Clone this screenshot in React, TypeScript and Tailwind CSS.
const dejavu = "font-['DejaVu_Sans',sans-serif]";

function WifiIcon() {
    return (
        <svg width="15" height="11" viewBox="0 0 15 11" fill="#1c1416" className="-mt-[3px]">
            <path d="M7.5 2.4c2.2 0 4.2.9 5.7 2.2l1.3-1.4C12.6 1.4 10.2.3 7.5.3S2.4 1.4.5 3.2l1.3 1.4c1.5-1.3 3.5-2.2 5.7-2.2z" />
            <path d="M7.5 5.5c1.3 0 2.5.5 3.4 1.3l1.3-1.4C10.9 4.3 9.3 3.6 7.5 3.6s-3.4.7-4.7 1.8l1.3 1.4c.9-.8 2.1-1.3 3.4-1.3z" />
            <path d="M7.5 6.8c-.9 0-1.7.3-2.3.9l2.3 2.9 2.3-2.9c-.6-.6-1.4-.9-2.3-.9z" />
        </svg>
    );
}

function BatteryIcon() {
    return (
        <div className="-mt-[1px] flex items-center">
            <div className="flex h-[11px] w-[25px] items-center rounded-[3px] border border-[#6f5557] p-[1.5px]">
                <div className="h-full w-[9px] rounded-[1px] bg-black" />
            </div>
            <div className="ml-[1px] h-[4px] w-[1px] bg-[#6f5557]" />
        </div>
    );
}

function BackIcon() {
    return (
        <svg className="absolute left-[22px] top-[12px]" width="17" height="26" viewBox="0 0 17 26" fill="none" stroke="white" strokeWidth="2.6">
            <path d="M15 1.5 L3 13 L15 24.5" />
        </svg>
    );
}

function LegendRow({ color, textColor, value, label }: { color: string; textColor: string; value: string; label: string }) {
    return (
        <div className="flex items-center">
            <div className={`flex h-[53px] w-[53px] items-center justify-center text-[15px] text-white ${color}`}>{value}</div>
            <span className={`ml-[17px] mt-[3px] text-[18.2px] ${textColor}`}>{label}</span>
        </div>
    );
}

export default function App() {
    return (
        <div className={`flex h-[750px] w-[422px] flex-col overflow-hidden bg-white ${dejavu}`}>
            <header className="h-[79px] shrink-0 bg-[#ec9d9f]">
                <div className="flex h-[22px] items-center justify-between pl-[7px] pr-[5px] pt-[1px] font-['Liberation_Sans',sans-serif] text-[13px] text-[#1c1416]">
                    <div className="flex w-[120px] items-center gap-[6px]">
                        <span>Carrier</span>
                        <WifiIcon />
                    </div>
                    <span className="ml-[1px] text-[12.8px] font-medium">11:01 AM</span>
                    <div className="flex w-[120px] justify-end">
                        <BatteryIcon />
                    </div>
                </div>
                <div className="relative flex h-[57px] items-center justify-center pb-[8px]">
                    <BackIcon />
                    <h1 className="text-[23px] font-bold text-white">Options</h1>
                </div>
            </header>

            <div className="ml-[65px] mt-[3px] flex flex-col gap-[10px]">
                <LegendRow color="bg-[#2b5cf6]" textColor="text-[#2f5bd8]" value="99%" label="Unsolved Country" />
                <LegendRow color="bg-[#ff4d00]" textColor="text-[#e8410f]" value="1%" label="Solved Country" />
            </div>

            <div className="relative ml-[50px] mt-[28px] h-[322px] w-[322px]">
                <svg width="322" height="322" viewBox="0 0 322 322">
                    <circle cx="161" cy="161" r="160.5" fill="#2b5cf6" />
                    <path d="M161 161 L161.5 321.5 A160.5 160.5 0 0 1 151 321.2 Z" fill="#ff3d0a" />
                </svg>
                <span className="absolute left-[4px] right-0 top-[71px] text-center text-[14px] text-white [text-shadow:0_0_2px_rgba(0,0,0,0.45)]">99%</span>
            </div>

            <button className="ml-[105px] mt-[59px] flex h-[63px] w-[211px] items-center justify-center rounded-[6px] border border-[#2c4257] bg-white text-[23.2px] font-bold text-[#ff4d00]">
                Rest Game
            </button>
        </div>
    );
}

- [What you should do]: Give back the whole listing, word for word.

- [The output]:
Clone this screenshot in React, TypeScript and Tailwind CSS.
const dejavu = "font-['DejaVu_Sans',sans-serif]";

function WifiIcon() {
    return (
        <svg width="15" height="11" viewBox="0 0 15 11" fill="#1c1416" className="-mt-[3px]">
            <path d="M7.5 2.4c2.2 0 4.2.9 5.7 2.2l1.3-1.4C12.6 1.4 10.2.3 7.5.3S2.4 1.4.5 3.2l1.3 1.4c1.5-1.3 3.5-2.2 5.7-2.2z" />
            <path d="M7.5 5.5c1.3 0 2.5.5 3.4 1.3l1.3-1.4C10.9 4.3 9.3 3.6 7.5 3.6s-3.4.7-4.7 1.8l1.3 1.4c.9-.8 2.1-1.3 3.4-1.3z" />
            <path d="M7.5 6.8c-.9 0-1.7.3-2.3.9l2.3 2.9 2.3-2.9c-.6-.6-1.4-.9-2.3-.9z" />
        </svg>
    );
}

function BatteryIcon() {
    return (
        <div className="-mt-[1px] flex items-center">
            <div className="flex h-[11px] w-[25px] items-center rounded-[3px] border border-[#6f5557] p-[1.5px]">
                <div className="h-full w-[9px] rounded-[1px] bg-black" />
            </div>
            <div className="ml-[1px] h-[4px] w-[1px] bg-[#6f5557]" />
        </div>
    );
}

function BackIcon() {
    return (
        <svg className="absolute left-[22px] top-[12px]" width="17" height="26" viewBox="0 0 17 26" fill="none" stroke="white" strokeWidth="2.6">
            <path d="M15 1.5 L3 13 L15 24.5" />
        </svg>
    );
}

function LegendRow({ color, textColor, value, label }: { color: string; textColor: string; value: string; label: string }) {
    return (
        <div className="flex items-center">
            <div className={`flex h-[53px] w-[53px] items-center justify-center text-[15px] text-white ${color}`}>{value}</div>
            <span className={`ml-[17px] mt-[3px] text-[18.2px] ${textColor}`}>{label}</span>
        </div>
    );
}

export default function App() {
    return (
        <div className={`flex h-[750px] w-[422px] flex-col overflow-hidden bg-white ${dejavu}`}>
            <header className="h-[79px] shrink-0 bg-[#ec9d9f]">
                <div className="flex h-[22px] items-center justify-between pl-[7px] pr-[5px] pt-[1px] font-['Liberation_Sans',sans-serif] text-[13px] text-[#1c1416]">
                    <div className="flex w-[120px] items-center gap-[6px]">
                        <span>Carrier</span>
                        <WifiIcon />
                    </div>
                    <span className="ml-[1px] text-[12.8px] font-medium">11:01 AM</span>
                    <div className="flex w-[120px] justify-end">
                        <BatteryIcon />
                    </div>
                </div>
                <div className="relative flex h-[57px] items-center justify-center pb-[8px]">
                    <BackIcon />
                    <h1 className="text-[23px] font-bold text-white">Options</h1>
                </div>
            </header>

            <div className="ml-[65px] mt-[3px] flex flex-col gap-[10px]">
                <LegendRow color="bg-[#2b5cf6]" textColor="text-[#2f5bd8]" value="99%" label="Unsolved Country" />
                <LegendRow color="bg-[#ff4d00]" textColor="text-[#e8410f]" value="1%" label="Solved Country" />
            </div>

            <div className="relative ml-[50px] mt-[28px] h-[322px] w-[322px]">
                <svg width="322" height="322" viewBox="0 0 322 322">
                    <circle cx="161" cy="161" r="160.5" fill="#2b5cf6" />
                    <path d="M161 161 L161.5 321.5 A160.5 160.5 0 0 1 151 321.2 Z" fill="#ff3d0a" />
                </svg>
                <span className="absolute left-[4px] right-0 top-[71px] text-center text-[14px] text-white [text-shadow:0_0_2px_rgba(0,0,0,0.45)]">99%</span>
            </div>

            <button className="ml-[105px] mt-[59px] flex h-[63px] w-[211px] items-center justify-center rounded-[6px] border border-[#2c4257] bg-white text-[23.2px] font-bold text-[#ff4d00]">
                Rest Game
            </button>
        </div>
    );
}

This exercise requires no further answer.